[Start of RAW DATA]

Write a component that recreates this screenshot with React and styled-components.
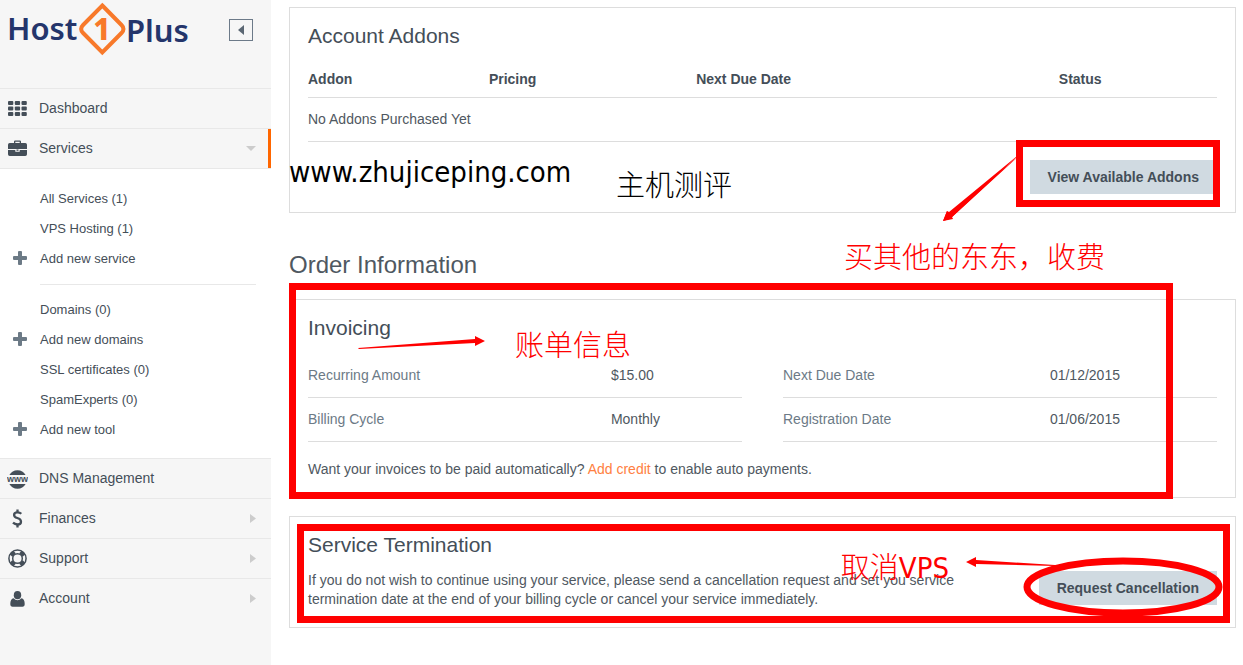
import { useState } from 'react';
import styled, { createGlobalStyle } from 'styled-components';

const serviceLinks = [
    { label: "All Services (1)" },
    { label: "VPS Hosting (1)" },
    { label: "Add new service", add: true },
]

const toolLinks = [
    { label: "Domains (0)" },
    { label: "Add new domains", add: true },
    { label: "SSL certificates (0)" },
    { label: "SpamExperts (0)" },
    { label: "Add new tool", add: true },
]

function Logo(){
    return(
        <LogoLink href="#" aria-label="Host1Plus">
            <svg width="184" height="56" viewBox="0 0 184 56">
                <g fontFamily="'Noto Sans', sans-serif" fontSize="31" fontWeight="600" fill="#24356b">
                    <text x="-1" y="40">Host</text>
                    <text x="118" y="42">Plus</text>
                </g>
                <path d="M94.300 5.500L113.500 25Q117.500 29 113.500 33L94.300 52.500L75.100 33Q71.100 29 75.100 25Z" fill="none" stroke="#f8792a" strokeWidth="4" />
                <text x="94" y="40" textAnchor="middle" fontFamily="'Noto Sans', sans-serif" fontSize="30" fontWeight="800" fill="#f8792a">1</text>
            </svg>
        </LogoLink>
    )
}

function GridIcon(){
    return(
        <svg width="19" height="15" viewBox="0 0 19 15" fill="#444e58">
            {[0, 5.500, 11].map(y => [0, 6.800, 13.500].map(x => (
                <rect key={`${x}-${y}`} x={x} y={y} width="5.300" height="4" rx="1" />
            )))}
        </svg>
    )
}

function BriefcaseIcon(){
    return(
        <svg width="19" height="18" viewBox="0 0 19 18" fill="#444e58">
            <path d="M6 3V1.600Q6 .5 7.100 .5H11.900Q13 .5 13 1.600V3H17.300Q19 3 19 4.700V9H0V4.700Q0 3 1.700 3ZM7.300 3H11.700V1.700H7.300Z" fillRule="evenodd" />
            <path d="M0 10H7.300V11.700H11.700V10H19V14.300Q19 16 17.300 16H1.700Q0 16 0 14.300Z" />
            <rect x="8.500" y="9.500" width="2" height="1.300" />
        </svg>
    )
}

function GlobeIcon(){
    return(
        <svg width="21" height="20" viewBox="0 0 21 20" fill="#444e58">
            <path d="M2.400 6A9.300 9.300 0 0 1 18.600 6Z" />
            <path d="M2.400 15A9.300 9.300 0 0 0 18.600 15Z" />
            <text x="10.500" y="13" textAnchor="middle" fontFamily="'Liberation Sans', sans-serif" fontSize="9" fontWeight="bold">www</text>
        </svg>
    )
}

function DollarIcon(){
    return(
        <svg width="11" height="19" viewBox="0 0 11 19" fill="none" stroke="#444e58" strokeWidth="2.300">
            <path d="M9.300 4.800Q7.800 3.300 5.500 3.300Q2.100 3.300 2.100 5.900Q2.100 8 5.300 9Q9 10.100 9 12.700Q9 15.500 5.500 15.500Q2.900 15.500 1 13.700" />
            <path d="M5.500 .4V3.300M5.500 15.500V18.600" />
        </svg>
    )
}

function SupportIcon(){
    return(
        <svg width="19" height="19" viewBox="0 0 19 19" fill="none" stroke="#444e58">
            <circle cx="9.500" cy="9.500" r="8.600" strokeWidth="1.500" />
            <circle cx="9.500" cy="9.500" r="4.800" strokeWidth="1.500" />
            <g strokeWidth="5">
                <path d="M3.600 3.600L6 6M13 13L15.400 15.400M15.400 3.600L13 6M6 13L3.600 15.400" />
            </g>
        </svg>
    )
}

function UserIcon(){
    return(
        <svg width="15" height="16" viewBox="0 0 15 16" fill="#444e58">
            <ellipse cx="7.500" cy="4.200" rx="3.700" ry="4.100" />
            <path d="M3.600 7.300Q5.200 9.200 7.500 9.200Q9.800 9.200 11.400 7.300Q14.700 7.800 14.700 13Q14.700 15.700 12.400 15.700H2.600Q.3 15.700 .3 13Q.3 7.800 3.600 7.300Z" />
        </svg>
    )
}

function PlusIcon(){
    return(
        <svg width="14" height="14" viewBox="0 0 14 14" fill="#6c7a86">
            <path d="M6 0H8Q9 0 9 1V5H13Q14 5 14 6V8Q14 9 13 9H9V13Q9 14 8 14H6Q5 14 5 13V9H1Q0 9 0 8V6Q0 5 1 5H5V1Q5 0 6 0Z" />
        </svg>
    )
}

function SubLinks({ items }){
    return(
        <SubList>
            {items.map(item => (
                <li key={item.label}>
                    <SubLink href="#">
                        <SubIcon>{item.add && <PlusIcon />}</SubIcon>
                        {item.label}
                    </SubLink>
                </li>
            ))}
        </SubList>
    )
}

function MenuItem({ icon, label, arrow, active, children }){
    return(
        <MenuRow>
            <MenuLink href="#" $active={active}>
                <MenuIcon>{icon}</MenuIcon>
                <MenuLabel>{label}</MenuLabel>
                {arrow === "down" && <svg width="10" height="5"><path d="M0 0H10L5 5Z" fill="#ccc" /></svg>}
                {arrow === "right" && <svg width="6" height="9"><path d="M0 0L6 4.500L0 9Z" fill="#ccc" /></svg>}
            </MenuLink>
            {children}
        </MenuRow>
    )
}

function Sidebar(){
    const [open, setOpen] = useState(true);
    return(
        <Aside>
            <SidebarTop>
                <Logo />
                <CollapseButton aria-label="Toggle menu" onClick={()=>setOpen(!open)}>
                    <svg width="6" height="10"><path d="M6 0V10L0 5Z" fill="#5b6773" /></svg>
                </CollapseButton>
            </SidebarTop>
            <nav>
                <Menu>
                    <MenuItem icon={<GridIcon />} label="Dashboard" />
                    <MenuItem icon={<BriefcaseIcon />} label="Services" arrow="down" active>
                        {open && (
                            <SubMenu>
                                <SubLinks items={serviceLinks} />
                                <SubDivider />
                                <SubLinks items={toolLinks} />
                            </SubMenu>
                        )}
                    </MenuItem>
                    <MenuItem icon={<GlobeIcon />} label="DNS Management" />
                    <MenuItem icon={<DollarIcon />} label="Finances" arrow="right" />
                    <MenuItem icon={<SupportIcon />} label="Support" arrow="right" />
                    <MenuItem icon={<UserIcon />} label="Account" arrow="right" />
                </Menu>
            </nav>
        </Aside>
    )
}

function Details({ rows, labelWidth }){
    return(
        <Table>
            <colgroup>
                <Col $width={labelWidth} />
                <col />
            </colgroup>
            <tbody>
                {rows.map(([name, value]) => (
                    <tr key={name}>
                        <NameCell scope="row">{name}</NameCell>
                        <Cell>{value}</Cell>
                    </tr>
                ))}
            </tbody>
        </Table>
    )
}

function AddonsCard(){
    return(
        <Card>
            <CardTitle>Account Addons</CardTitle>
            <Table>
                <colgroup>
                    <Col $width="19.9%" />
                    <Col $width="22.8%" />
                    <Col $width="39.9%" />
                    <col />
                </colgroup>
                <thead>
                    <tr>
                        <HeadCell>Addon</HeadCell>
                        <HeadCell>Pricing</HeadCell>
                        <HeadCell>Next Due Date</HeadCell>
                        <HeadCell>Status</HeadCell>
                    </tr>
                </thead>
                <tbody>
                    <tr><Cell colSpan="4">No Addons Purchased Yet</Cell></tr>
                </tbody>
            </Table>
            <Actions>
                <Button>View Available Addons</Button>
            </Actions>
            <Note $top="146px" $left="-1px" $color="#000">www.zhujiceping.com</Note>
            <Note $top="160px" $left="326px" $color="#000">主机测评</Note>
            <Drawing $top="142px" $right="210px" width="86" height="73">
                <path d="M83 3L12 68L14 68L4 71L8 61L10 65Z" fill="red" />
                <path d="M83 2L10 62L8 61L4 71L14 69L13 67Z" fill="red" />
            </Drawing>
            <Frame $top="132px" $right="15px" $width="204px" $height="67px" />
            <Note $top="232px" $right="130px" $color="red">买其他的东东，收费</Note>
        </Card>
    )
}

function InvoicingCard(){
    return(
        <Card>
            <CardTitle>Invoicing</CardTitle>
            <Columns>
                <Details labelWidth="69.8%" rows={[["Recurring Amount", "$15.00"], ["Billing Cycle", "Monthly"]]} />
                <Details labelWidth="61.5%" rows={[["Next Due Date", "01/12/2015"], ["Registration Date", "01/06/2015"]]} />
            </Columns>
            <CreditText>
                Want your invoices to be paid automatically? <a href="#">Add credit</a> to enable auto payments.
            </CreditText>
            <Frame $top="-17px" $left="-1px" $right="62px" $height="216px" />
            <Drawing $top="35px" $left="68px" width="128" height="15">
                <path d="M0 13L117 4V1L127 6L117 11V8L1 14Z" fill="red" />
            </Drawing>
            <Note $top="28px" $left="225px" $color="red">账单信息</Note>
        </Card>
    )
}

function TerminationCard(){
    return(
        <Card>
            <CardTitle>Service Termination</CardTitle>
            <Termination>
                <Text>
                    If you do not wish to continue using your service, please send a cancellation request and set you service
                    termination date at the end of your billing cycle or cancel your service immediately.
                </Text>
                <Button>Request Cancellation</Button>
            </Termination>
            <Frame $top="7px" $left="7px" $right="5px" $height="99px" />
            <Drawing $top="39px" $right="12px" width="258" height="64">
                <path d="M1 6L11 1V4L90 9V10L11 8V11Z" fill="red" />
                <ellipse cx="158" cy="31" rx="96" ry="26" fill="none" stroke="red" strokeWidth="7" />
            </Drawing>
            <Note $top="33px" $right="286px" $color="red">取消VPS</Note>
        </Card>
    )
}

function App(){
    return(
        <Page>
            <GlobalStyle />
            <Sidebar />
            <Main>
                <AddonsCard />
                <SectionTitle>Order Information</SectionTitle>
                <CardStack>
                    <InvoicingCard />
                    <TerminationCard />
                </CardStack>
            </Main>
        </Page>
    )
}

const GlobalStyle = createGlobalStyle`
    * {
        box-sizing: border-box;
    }
    body {
        margin: 0;
        background-color: #fff;
        color: #4f5861;
        font-family: "Liberation Sans", Arial, sans-serif;
        font-size: 14px;
        line-height: 19px;
    }
    svg {
        display: block;
        flex-shrink: 0;
    }
`

const Page = styled.div`
    display: flex;
    min-height: 100vh;
`

const Aside = styled.aside`
    width: 271px;
    flex-shrink: 0;
    background-color: #f6f6f6;
`

const SidebarTop = styled.div`
    height: 88px;
    padding: 0 18px 0 8px;
    display: flex;
    justify-content: space-between;
    align-items: flex-start;
`

const LogoLink = styled.a`
    display: block;
`

const CollapseButton = styled.button`
    width: 24px;
    height: 22px;
    margin-top: 19px;
    padding: 0;
    display: flex;
    justify-content: center;
    align-items: center;
    border: 1px solid #6c7a89;
    background-color: transparent;
    cursor: pointer;
`

const Menu = styled.ul`
    margin: 0;
    padding: 0;
    list-style: none;
`

const MenuRow = styled.li`
    border-top: 1px solid #e8e8e8;
`

const MenuLink = styled.a`
    height: 39px;
    padding-left: 8px;
    padding-right: ${props => props.$active ? "12px" : "15px"};
    border-right: ${props => props.$active ? "3px solid #ff6600" : "none"};
    display: flex;
    align-items: center;
    gap: 12px;
    color: #444e58;
    text-decoration: none;
`

const MenuIcon = styled.span`
    width: 19px;
    display: flex;
    justify-content: center;
`

const MenuLabel = styled.span`
    flex: 1;
`

const SubMenu = styled.div`
    padding: 14px 0;
    border-top: 1px solid #e8e8e8;
    background-color: #fff;
`

const SubList = styled.ul`
    margin: 0;
    padding: 0;
    list-style: none;
`

const SubLink = styled.a`
    height: 30px;
    padding-left: 13px;
    display: flex;
    align-items: center;
    gap: 13px;
    color: #444e58;
    font-size: 13px;
    text-decoration: none;
`

const SubIcon = styled.span`
    width: 14px;
`

const SubDivider = styled.hr`
    margin: 11px 15px 9px 40px;
    border: none;
    border-top: 1px solid #e8e8e8;
`

const Main = styled.main`
    flex: 1;
    min-width: 0;
    padding: 7px 7px 0 18px;
`

const Card = styled.section`
    position: relative;
    padding: 16px 18px 18px;
    border: 1px solid #ddd;
`

const CardStack = styled.div`
    display: flex;
    flex-direction: column;
    gap: 18px;
`

const SectionTitle = styled.h2`
    margin: 36px 0 18px;
    font-size: 24px;
    font-weight: normal;
    line-height: 32px;
`

const CardTitle = styled.h3`
    margin: 0 0 14px;
    color: #444e58;
    font-size: 21px;
    font-weight: normal;
    line-height: 24px;
`

const Table = styled.table`
    width: 100%;
    table-layout: fixed;
    border-collapse: separate;
    border-spacing: 0;
`

const Col = styled.col`
    width: ${props => props.$width};
`

const HeadCell = styled.th`
    height: 36px;
    padding: 0;
    border-bottom: 1px solid #ddd;
    color: #444e58;
    text-align: left;
`

const Cell = styled.td`
    height: 44px;
    padding: 0;
    border-bottom: 1px solid #ddd;
`

const NameCell = styled.th`
    height: 44px;
    padding: 0;
    border-bottom: 1px solid #ddd;
    color: #6c7a86;
    font-weight: normal;
    text-align: left;
`

const Columns = styled.div`
    display: grid;
    grid-template-columns: 1fr 1fr;
    gap: 41px;
`

const Actions = styled.div`
    margin-top: 18px;
    display: flex;
    justify-content: flex-end;
`

const Button = styled.button`
    height: 34px;
    padding: 0 18px;
    flex-shrink: 0;
    border: none;
    background-color: #d0dae1;
    color: #444e58;
    font-family: inherit;
    font-size: 14px;
    font-weight: bold;
    cursor: pointer;
`

const Text = styled.p`
    margin: 0;
    a {
        color: #ff8042;
        text-decoration: none;
    }
`

const CreditText = styled(Text)`
    margin-top: 18px;
`

const Termination = styled.div`
    display: flex;
    justify-content: space-between;
    gap: 40px;
`

/* hand-drawn marks that lie over the cards */
const Mark = styled.div`
    position: absolute;
    top: ${props => props.$top};
    left: ${props => props.$left};
    right: ${props => props.$right};
    pointer-events: none;
`

const Frame = styled(Mark)`
    width: ${props => props.$width};
    height: ${props => props.$height};
    border: 7px solid red;
`

const Note = styled(Mark)`
    color: ${props => props.$color};
    font-family: "DejaVu Sans Condensed", "Noto Sans CJK SC", sans-serif;
    font-size: 29px;
    font-weight: 300;
    line-height: 36px;
    white-space: nowrap;
    z-index: 1;
`

const Drawing = styled(Mark).attrs({ as: "svg" })``

export default App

[End of RAW DATA]

Count how many lines above include the word "components" and answer with that figure only.

-- RESULT --
2